Nous ne pouvons qu’espérer que ce verdict soit un avertissement sérieux à l’encontre de tous les patrons du spectacle vivant qui trop souvent s’affranchissent du droit du travail et se permettent de se comporter comme des potentats, au prétexte de « passion » ou de « vocation » qui autorise tous les abus. Il faut d’ailleurs souligner le courage de Jamila d’avoir osé porter l’affaire en justice quand on sait que cela conduit très souvent à être banni.e de ce microcosme, une double peine pour celles et ceux qui, ayant déjà subi une violence managériale, se retrouvent mis-es à l’écart par les professionnel-les du secteur par crainte de déplaire à leurs homologues qui y occupent des positions dominantes. Cette menace insidieuse conduit trop souvent les victimes à se taire, nous les soutiendrons pour qu’elles puissent faire entendre leur voix !

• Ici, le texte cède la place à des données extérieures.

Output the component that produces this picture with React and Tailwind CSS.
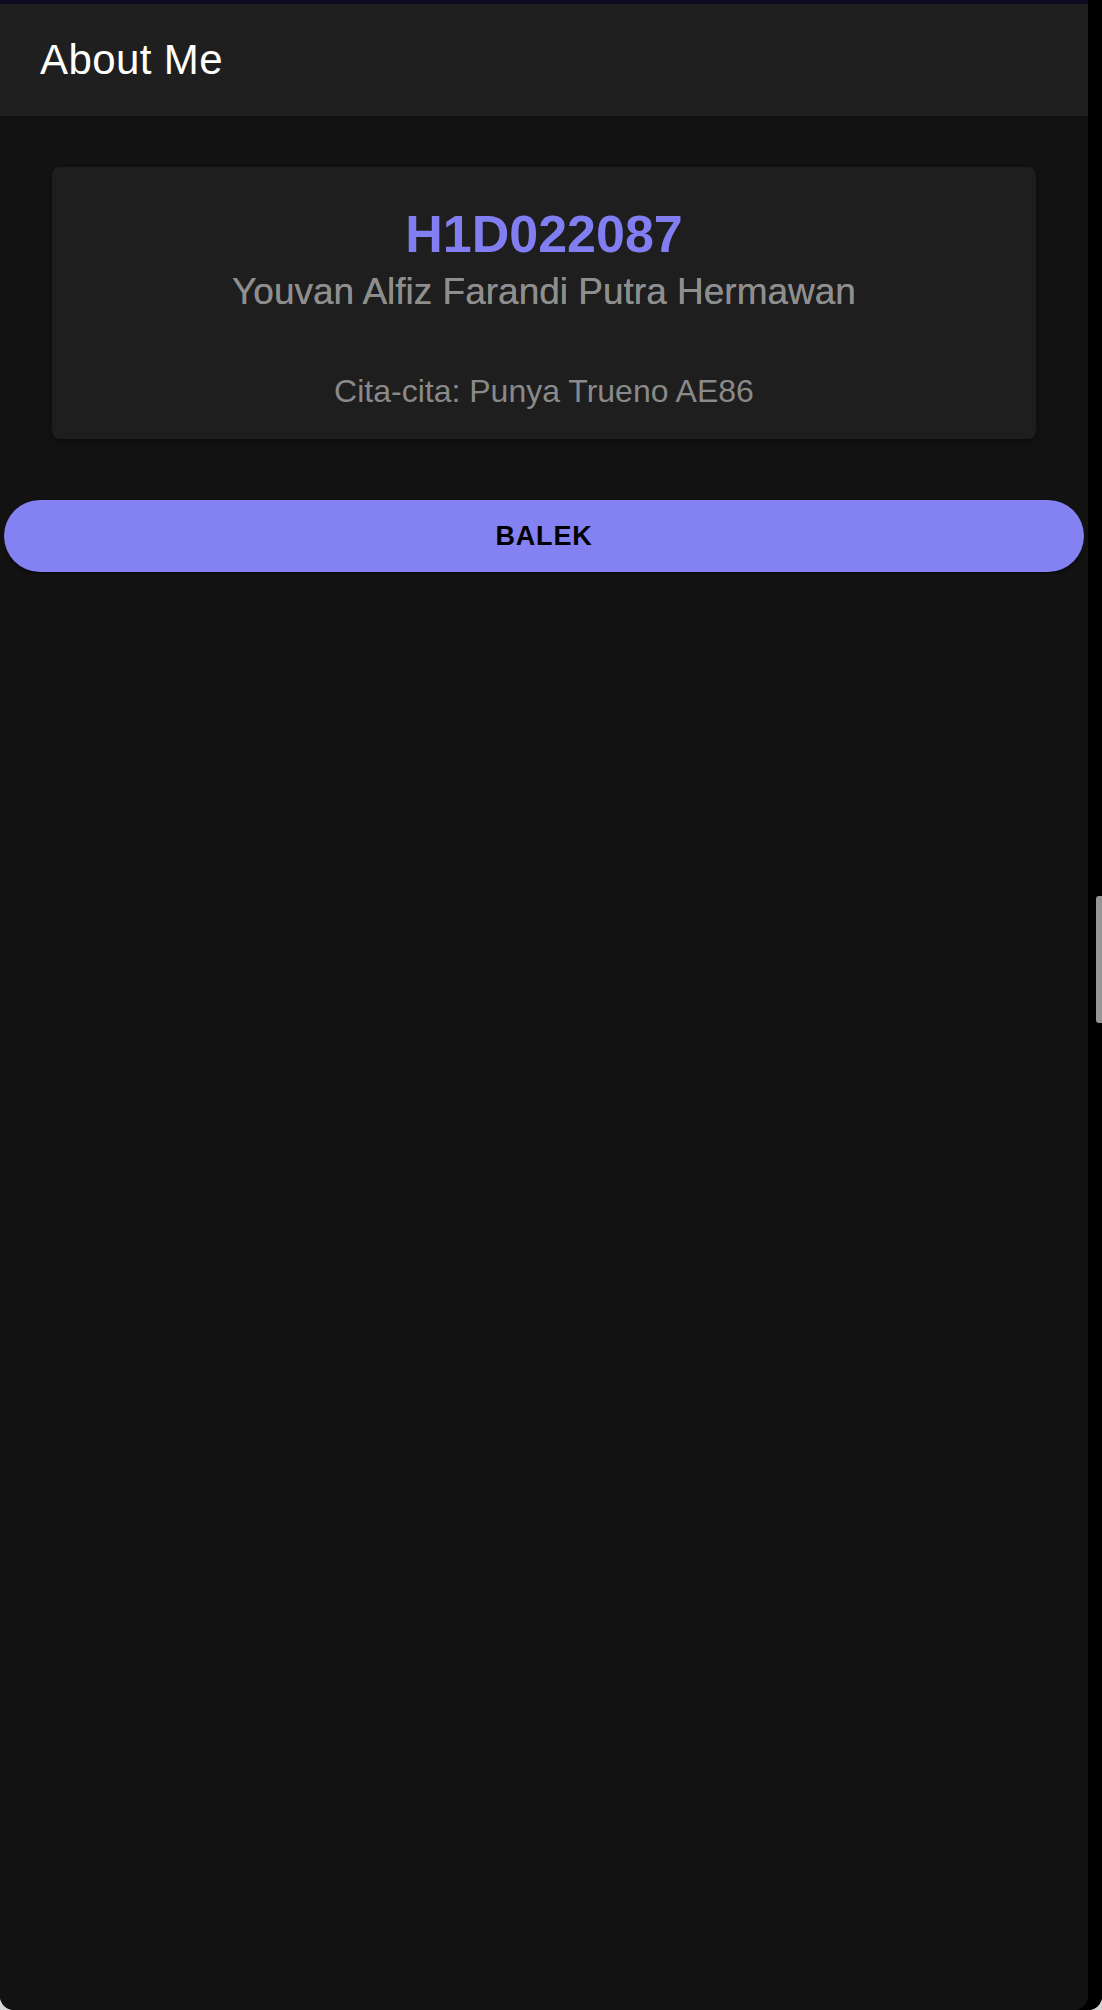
import React from "react";

export default function App() {
  return (
    <div
      className="w-[1102px] h-[2010px] bg-[#d6d6d6] overflow-hidden"
      style={{ fontFamily: '"Liberation Sans", Arial, Helvetica, sans-serif' }}
    >
      <div className="flex h-full rounded-b-[14px] overflow-hidden bg-black">
        <div className="w-[1088px] h-full bg-[#121212] flex flex-col rounded-b-[14px]">
          <div className="h-[4px] bg-[#0e0c20]" />
          <header className="h-[112px] bg-[#1f1f1f] flex items-center pl-[40px]">
            <h1 className="text-[42px] leading-[48px] text-white tracking-[0.4px]">About Me</h1>
          </header>
          <main className="flex flex-col">
            <div className="px-[52px] pt-[51px]">
              <div className="h-[272px] rounded-[8px] bg-[#1e1e1e] shadow-[0_2px_4px_rgba(0,0,0,0.35)] flex flex-col items-center pt-[37px]">
                <div className="text-[52px] leading-[60px] font-bold text-[#817ef2]">H1D022087</div>
                <div className="mt-[6px] text-[37px] leading-[44px] text-[#8e8e8e] [text-shadow:0_0_0.4px_#8e8e8e]">
                  Youvan Alfiz Farandi Putra Hermawan
                </div>
                <div className="mt-[58px] text-[32px] leading-[38px] text-[#8a8a8a]">
                  Cita-cita: Punya Trueno AE86
                </div>
              </div>
            </div>
            <button className="mt-[61px] mx-[4px] h-[72px] rounded-full bg-[#8482f2] text-black text-[27px] font-bold tracking-[0.8px] flex items-center justify-center shadow-[0_2px_3px_rgba(0,0,0,0.4)]">
              BALEK
            </button>
          </main>
        </div>
        <div className="relative w-[14px] h-full bg-black">
          <div className="absolute left-[8px] top-[896px] w-[6px] h-[127px] rounded-l-[3px] bg-[#959595]" />
        </div>
      </div>
    </div>
  );
}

Nous apprenons en achevant ce communiqué que Kamel Ouarti et Marjorie Nakache ont fait appel du jugement en correctionnel comme le théâtre l’a fait du jugement aux prudhommes. Cette décision infirme leur prise de conscience à demi-mots d’avoir « dérapé » et leur promesse de s’amender proclamée durant l’audience, par espoir de clémence des juges. Les juges n’ont pas été dupes, nous ne l’avons jamais été.
Suite aux appels de la direction du théâtre, la lutte continue !
Nous le répétons : le spectacle vivant ne doit pas être une zone de non-droit du travail !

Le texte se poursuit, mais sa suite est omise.